Arbeitgeber unterliegt der Fürsorgepflicht
Ein Schutz vor schikanösem Verhalten kann nur aus der Fürsorgepflicht des Arbeitgebers abgeleitet werden. Kommt der Arbeitgeber dieser Pflicht nicht nach, so kann unter Umständen geklagt werden - und diese Fürsorgepflicht erstreckt sich nicht nur auf den Arbeitgeber selbst, sondern auch auf die ihm unterstehenden Mitarbeiter. Wenn das Mobbing auch sexuelle Belästigung oder eine Diskriminierung beinhaltet, so könnten die Täter gegen das Strafgesetz oder Gleichbehandlungsgesetz verstoßen. Wirklich befriedigend ist die Rechtslage aber nicht geklärt.
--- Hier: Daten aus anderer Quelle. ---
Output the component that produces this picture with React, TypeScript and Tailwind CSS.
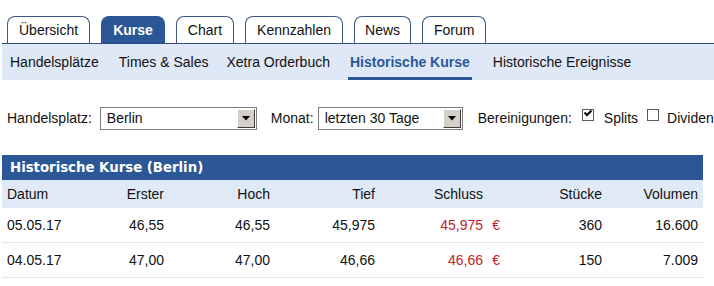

Betroffene sollten dennoch unbedingt Hilfe suchen und ihren Frust nicht in sich hineinfressen. Arbeitnehmervertretungen, Ärzte und Psychologen können erste Ansprechpartner sein. Kommt es hart auf hart und ein Rechtsstreit ist unausweichlich, so stellen der ÖGB und die AK ihren Mitgliedern auch Juristen zur Seite.